Brian has muscular dystrophy and uses voice recognition software to write. He has a lot of very interesting things to say. For one thing, he feels “The vast majority of media involving disability comes from people who aren’t disabled and are mostly interested in using disability as a lazy plot device.” His advice to writers in order to solve this problem? “Talk to an actual disabled person!” Something that many writers never think to do.

He says a great deal more about the subtle nuances of disability which almost never appear in fictional characters. He feels writers are missing myriad opportunities for expression and characterization when they ignore the complex realities the disabled face on a daily basis. “Disability is both a gift and a curse… honestly, I don’t know why everyone isn’t writing about it.” Frankly, I consider this an important interview which every writer needs to read.

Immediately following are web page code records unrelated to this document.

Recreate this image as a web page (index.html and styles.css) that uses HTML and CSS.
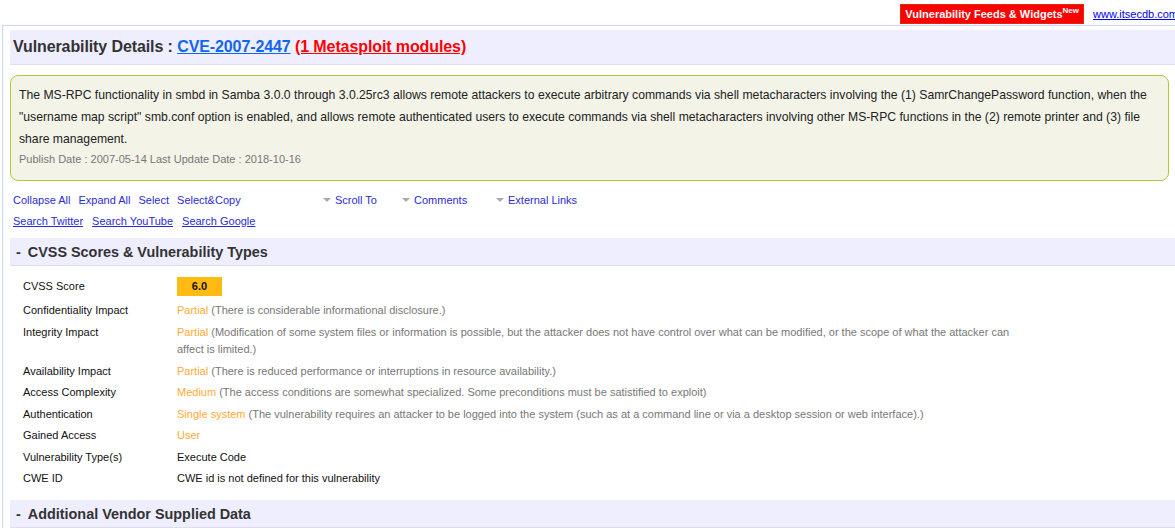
FILE: index.html
```html
<!DOCTYPE html>
<html>
<head>
<meta charset="utf-8">
<link rel="stylesheet" href="styles.css">
</head>
<body>
<div class="topbar">
  <a class="feeds" href="#">Vulnerability Feeds &amp; Widgets<sup>New</sup></a>
  <a class="site" href="#">www.itsecdb.com</a>
</div>
<div class="page">
  <h1 class="title">Vulnerability Details : <a class="cve" href="#">CVE-2007-2447</a> <a class="msf" href="#">(1 Metasploit modules)</a></h1>
  <div class="summary">
    <p class="desc">The MS-RPC functionality in smbd in Samba 3.0.0 through 3.0.25rc3 allows remote attackers to execute arbitrary commands via shell metacharacters involving the (1) SamrChangePassword function, when the "username map script" smb.conf option is enabled, and allows remote authenticated users to execute commands via shell metacharacters involving other MS-RPC functions in the (2) remote printer and (3) file share management.</p>
    <div class="dates">Publish Date : 2007-05-14 Last Update Date : 2018-10-16</div>
  </div>
  <div class="tools">
    <div class="toolrow">
      <span class="group">
        <a href="#">Collapse All</a><a href="#">Expand All</a><a href="#">Select</a><a href="#">Select&amp;Copy</a>
      </span>
      <span class="dd dd1"><i class="tri"></i><a href="#">Scroll To</a></span>
      <span class="dd dd2"><i class="tri"></i><a href="#">Comments</a></span>
      <span class="dd dd3"><i class="tri"></i><a href="#">External Links</a></span>
    </div>
    <div class="toolrow search">
      <a href="#">Search Twitter</a><a href="#">Search YouTube</a><a href="#">Search Google</a>
    </div>
  </div>
  <h2 class="section"><span class="minus">-</span>CVSS Scores &amp; Vulnerability Types</h2>
  <div class="cvss">
    <div class="lbl score-l">CVSS Score</div>
    <div class="val score-v"><span class="badge">6.0</span></div>
    <div class="lbl">Confidentiality Impact</div>
    <div class="val"><span class="lvl">Partial</span> <span class="note">(There is considerable informational disclosure.)</span></div>
    <div class="lbl">Integrity Impact</div>
    <div class="val"><span class="lvl">Partial</span> <span class="note">(Modification of some system files or information is possible, but the attacker does not have control over what can be modified, or the scope of what the attacker can affect is limited.)</span></div>
    <div class="lbl">Availability Impact</div>
    <div class="val"><span class="lvl">Partial</span> <span class="note">(There is reduced performance or interruptions in resource availability.)</span></div>
    <div class="lbl">Access Complexity</div>
    <div class="val"><span class="lvl">Medium</span> <span class="note">(The access conditions are somewhat specialized. Some preconditions must be satistified to exploit)</span></div>
    <div class="lbl">Authentication</div>
    <div class="val"><span class="lvl">Single system</span> <span class="note">(The vulnerability requires an attacker to be logged into the system (such as at a command line or via a desktop session or web interface).)</span></div>
    <div class="lbl">Gained Access</div>
    <div class="val"><span class="lvl">User</span></div>
    <div class="lbl">Vulnerability Type(s)</div>
    <div class="val">Execute Code</div>
    <div class="lbl">CWE ID</div>
    <div class="val">CWE id is not defined for this vulnerability</div>
  </div>
  <h2 class="section second"><span class="minus">-</span>Additional Vendor Supplied Data</h2>
</div>
</body>
</html>
```
FILE: styles.css
```css
html, body {
  margin: 0;
  padding: 0;
  background: #fff;
  font-family: "Liberation Sans", Arial, sans-serif;
  color: #222;
  overflow: hidden;
}
.topbar {
  height: 25px;
  display: flex;
  justify-content: flex-end;
  align-items: flex-start;
  padding-top: 4px;
  box-sizing: border-box;
  gap: 9px;
  white-space: nowrap;
  margin-right: -3px;
}
.feeds {
  background: #ff0000;
  border: 1px solid #e02a00;
  color: #fff;
  font-weight: bold;
  font-size: 11px;
  text-decoration: none;
  height: 18px;
  line-height: 19px;
  padding: 0 4px 0 4px;
}
.feeds sup {
  font-size: 8px;
  vertical-align: top;
  line-height: 10px;
  position: relative;
  top: 1px;
}
.site {
  color: #0000ee;
  font-size: 11px;
  line-height: 18px;
  padding-top: 1px;
}
.page {
  margin-left: 2px;
  border-left: 1px solid #c8d8f6;
  border-top: 1px solid #c8d8f6;
  padding-left: 7px;
  padding-top: 4px;
}
.title {
  margin: 0;
  background: #eeeeff;
  border-bottom: 1px solid #dcdcf4;
  height: 34px;
  line-height: 34px;
  font-size: 16px;
  font-weight: bold;
  color: #333;
  padding-left: 3px;
  white-space: nowrap;
  letter-spacing: -0.1px;
}
.cve { color: #1166ee; }
.msf { color: #ff0000; }
.summary {
  margin: 10px 6px 0 0;
  background: #f3f3e8;
  border: 1px solid #b2c83c;
  border-radius: 8px;
  padding: 8px 8px 13px 8px;
}
.desc {
  margin: 0;
  font-size: 12.2px;
  line-height: 22px;
  color: #222;
}
.dates {
  font-size: 11px;
  color: #777;
  line-height: 16px;
  margin-top: 1px;
}
.tools {
  margin-top: 8px;
  padding-left: 3px;
  font-size: 11px;
}
.toolrow {
  display: flex;
  align-items: center;
  height: 21px;
  white-space: nowrap;
}
.toolrow a {
  color: #2b2bd6;
  text-decoration: none;
}
.group a { margin-right: 8px; }
.group a:last-child { margin-right: 0; }
.group { width: 310px; }
.dd { display: inline-flex; align-items: center; }
.dd1 { width: 79px; }
.dd2 { width: 94px; }
.tri {
  display: inline-block;
  width: 0; height: 0;
  border-left: 4px solid transparent;
  border-right: 4px solid transparent;
  border-top: 4px solid #aaa;
  margin-right: 4px;
}
.search a { text-decoration: underline; margin-right: 9px; }
.section {
  margin: 7px 0 0 0;
  background: #eeeeff;
  border-bottom: 1px solid #dcdcf4;
  height: 27px;
  line-height: 28px;
  font-size: 14.4px;
  font-weight: bold;
  color: #333;
  padding-left: 6px;
  white-space: nowrap;
}
.minus { margin-right: 7px; }
.second { margin-top: 10px; }
.cvss {
  display: grid;
  grid-template-columns: 154px 836px;
  padding-left: 13px;
  padding-top: 10px;
  font-size: 11px;
}
.lbl, .val {
  line-height: 17.5px;
  padding: 2px 0;
}
.lbl { color: #111; }
.val { color: #111; }
.score-l, .score-v {
  height: 24px;
  padding: 0;
  box-sizing: border-box;
}
.score-l { padding-top: 1px; line-height: 19px; }
.score-v { display: flex; align-items: flex-start; }
.badge {
  display: block;
  margin-top: 1px;
  width: 45px;
  height: 19px;
  line-height: 19px;
  text-align: center;
  background: #ffbb11;
  font-weight: bold;
  color: #111;
}
.lvl { color: #ffaa33; }
.note { color: #777; }
```
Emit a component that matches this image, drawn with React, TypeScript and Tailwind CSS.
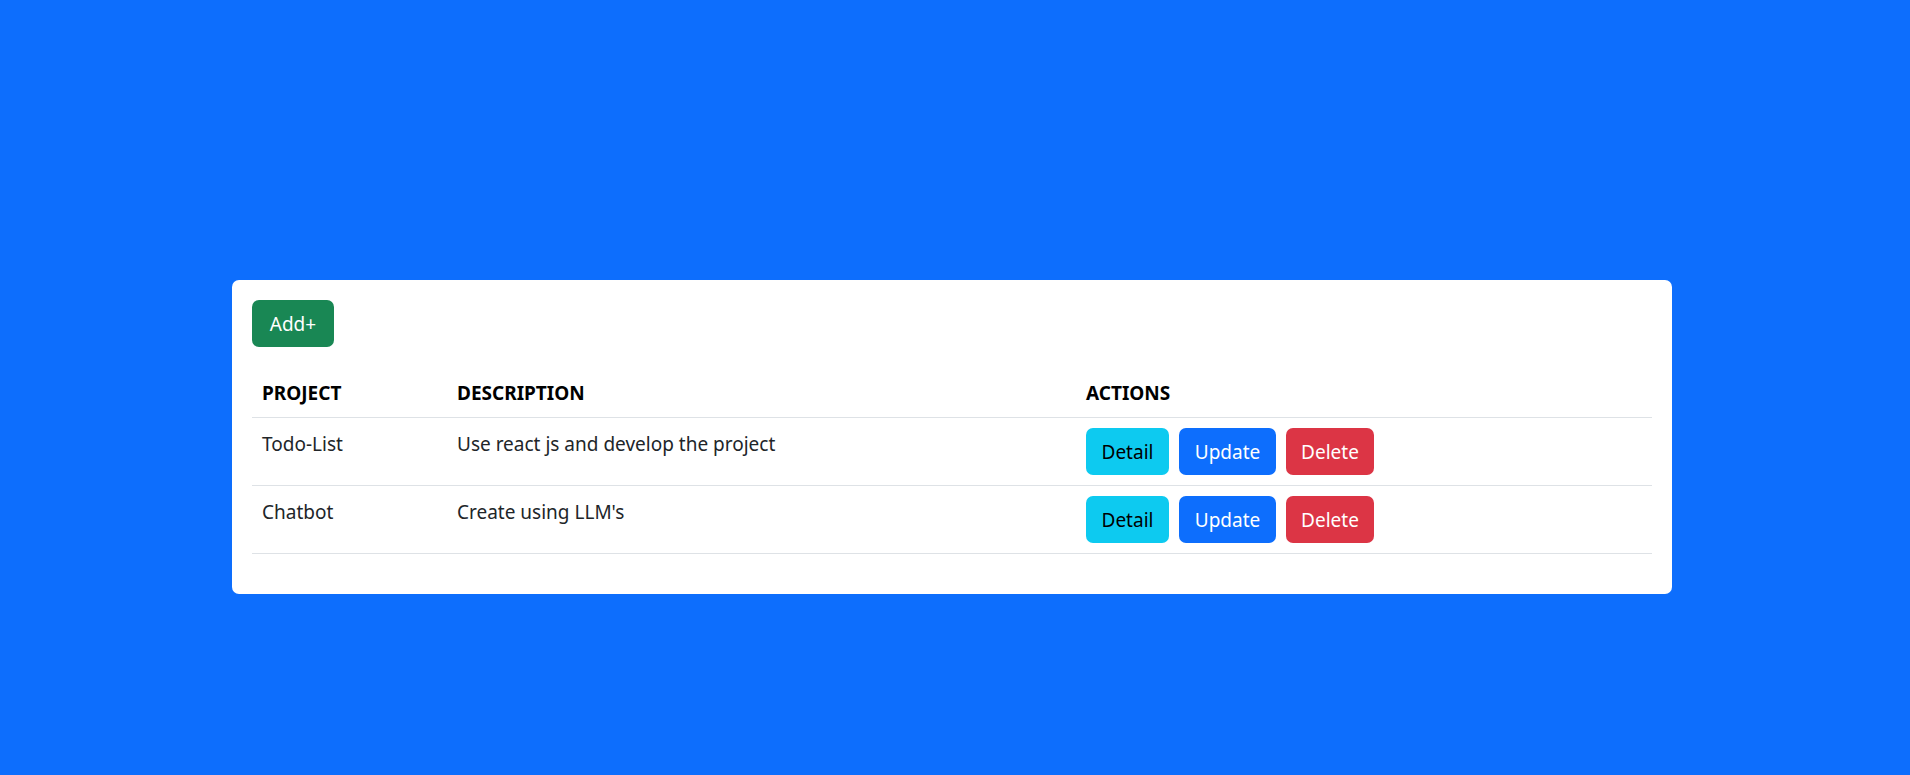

Which is another way of saying people should read Brian Koukol’s writings. I haven’t, but I’m left with the impression they are as eye-opening and enlightening as this interview.

Also, he possesses great clarity of thought and expression; I suspect he would make a splendid role model for any writer. And his general advice to writers is worth reading as well.

CONCLUSION:

 The usual good mixture, one maintaining a high standard indeed. Excellent issue. Thought provoking. It’s a magazine I always look forward to reading. You should too.